Rouler à moto implique l'acquisition rapide de quelques élémentaires principes de survie. Ainsi, les règles de la priorité concrète s'appliquent de la façon suivante : les poids lourds ont priorité sur les autobus qui ont priorité sur les voitures qui ont priorité sur toute espèce de deux-roues, lesquels n'ont priorité sur rien ni personne, et pas même sur les piétons traversant inconsidérément la rue. Pour un motard, statistiquement parlant, le principal danger vient des voitures ; il vaut donc mieux mettre autant d'espace que possible entre soi et elles. Au changement de feu, un coup de gaz suffit à prendre quelques dizaines de mètres d'avance ; on se retrouve alors seul, loin du flot automobile et, à l'occasion, on croisera le regard déterminé de la mère de famille qui traverse au vert, un enfant dans sa poussette. Le message est clair : " si tu me percutes, tu tombes ; donc, tu freines". Et, bien sûr, tu freines. Ça rend misanthrope.

Une longue observation de ce comportement, en divers lieux et dans des situations variées, mais notamment dans les transports en commun, permet d'arriver à une conclusion paradoxale : la poussette est une sorte d'équivalent féminin du molosse que se doit de posséder le néo-beauf affirmant par là une virilité qui, à défaut d'arme, se contente d'un chien. Les principes de brutalité, d'agressivité, de mépris des femmes qui marquent la conduite sociale de ces individus, dans l'archaïsme qui les caractérise, trouvent un équivalent de même ordre dans l'exhibition d'une féminité nécessairement accomplie dans la maternité.

La poussette est l'outil de cette affirmation, et il convient donc de le projeter à la face du monde, en faisant en sorte, plus prosaïquement, de gêner la plus grande quantité possible de ses concitoyens.
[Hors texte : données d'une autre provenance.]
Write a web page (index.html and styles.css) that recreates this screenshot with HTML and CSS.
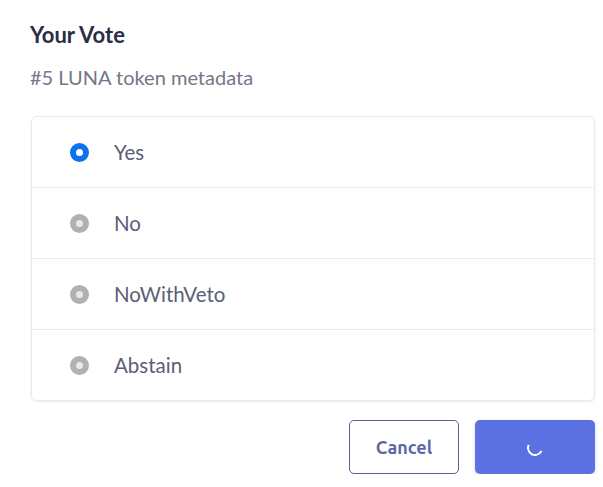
FILE: index.html
```html
<!DOCTYPE html>
<html>
<head>
<meta charset="utf-8">
<link rel="stylesheet" href="styles.css">
</head>
<body>
<div class="modal">
  <h2 class="title">Your Vote</h2>
  <p class="subtitle">#5 LUNA token metadata</p>
  <div class="options">
    <label class="option"><span class="radio checked"></span><span class="label">Yes</span></label>
    <label class="option"><span class="radio"></span><span class="label">No</span></label>
    <label class="option"><span class="radio"></span><span class="label">NoWithVeto</span></label>
    <label class="option"><span class="radio"></span><span class="label">Abstain</span></label>
  </div>
  <div class="actions">
    <button class="btn btn-outline">Cancel</button>
    <button class="btn btn-primary"><span class="spinner"></span></button>
  </div>
</div>
</body>
</html>
```
FILE: styles.css
```css
html, body {
  margin: 0;
  padding: 0;
  background: #ffffff;
}
body {
  font-family: "Lato", "Open Sans", sans-serif;
}
.modal {
  padding: 22px 8px 0 30px;
  display: flex;
  flex-direction: column;
}
.title {
  margin: 0;
  font-size: 22px;
  line-height: 26px;
  font-weight: 700;
  color: #2b2c45;
}
.subtitle {
  margin: 17px 0 0 0;
  font-size: 20px;
  line-height: 24px;
  color: #737786;
}
.options {
  margin-top: 27px;
  margin-left: 1px;
  border: 1px solid #e9e9ec;
  border-radius: 6px;
  box-shadow: 0 1px 3px rgba(0,0,0,0.08);
  display: flex;
  flex-direction: column;
}
.option {
  height: 70px;
  display: flex;
  align-items: center;
  padding-left: 38px;
  gap: 25px;
  border-top: 1px solid #ececef;
}
.option:first-child {
  border-top: none;
}
.radio {
  width: 19px;
  height: 19px;
  border-radius: 50%;
  box-sizing: border-box;
  border: 6.5px solid #b1b1b3;
  background: #e9e9ea;
}
.radio.checked {
  border-color: #0d72f0;
  background: #ffffff;
}
.label {
  font-size: 20.5px;
  color: #5b6075;
}
.actions {
  margin-top: 19px;
  display: flex;
  justify-content: flex-end;
  gap: 16px;
}
.btn {
  height: 54px;
  border-radius: 5px;
  font-family: "Ubuntu", "Open Sans", sans-serif;
  font-size: 18px;
  font-weight: 700;
  display: flex;
  align-items: center;
  justify-content: center;
  cursor: pointer;
}
.btn-outline {
  width: 110px;
  background: #ffffff;
  border: 1px solid #5a608f;
  color: #5b66a6;
}
.btn-primary {
  width: 120px;
  background: #5b70e1;
  border: none;
  box-shadow: 0 2px 4px rgba(60,70,160,0.2);
}
.spinner {
  width: 16px;
  height: 16px;
  box-sizing: border-box;
  border-radius: 50%;
  border: 2px solid transparent;
  border-bottom-color: #ffffff;
  border-left-color: #ffffff;
  transform: rotate(-20deg);
  margin-top: 2px;
}
```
Plus question, ainsi, de la replier, alors même qu'elle est conçue pour ça, et surtout pas dans les endroits publics confinés, métro ou autobus : l'engin est suffisamment dissuasif pour, manié avec la pugnacité qui s'impose, faire le vide autour de lui. Mieux encore : une véritable course à l'armement est engagée, avec l'apparition récente de ces effrayants tricycles caparaçonnés de boudins protecteurs, vendus dans des magasins de sport et qui sont à la poussette banale ce que la Jeep Willis est à la 2 CV. J'attends avec impatience une évolution du modèle qui, comme les chars de combat du monde antique, sera muni de faux. Puisqu'on ne replie pas, il faut se faire aider pour descendre un escalier : réquisitionnons donc l'individu qui passe par là, et n'omettons pas de récriminer si jamais, manquant d'expérience dans le maniement de l'engin, il heurte une porte ou un mur.

Le célibataire ordinaire et décidé à le rester se trouve bien démuni face à une telle agressivité ; bien sûr, il peut toujours se venger en jouant aux auto-tamponneuses avec les chariots d'hypermarché, mais ce véhicule, bruyant, peu maniable et au rayon d'action strictement limité ne procure pas les mêmes satisfactions. Pire encore : que l'on se coince les doigts en essayant de replier le petit siège d'enfant dont ils sont désormais équipés, et l'on prendra conscience d'une amère vérité : ce siège, à l'évidence, il était resté ouvert exprès.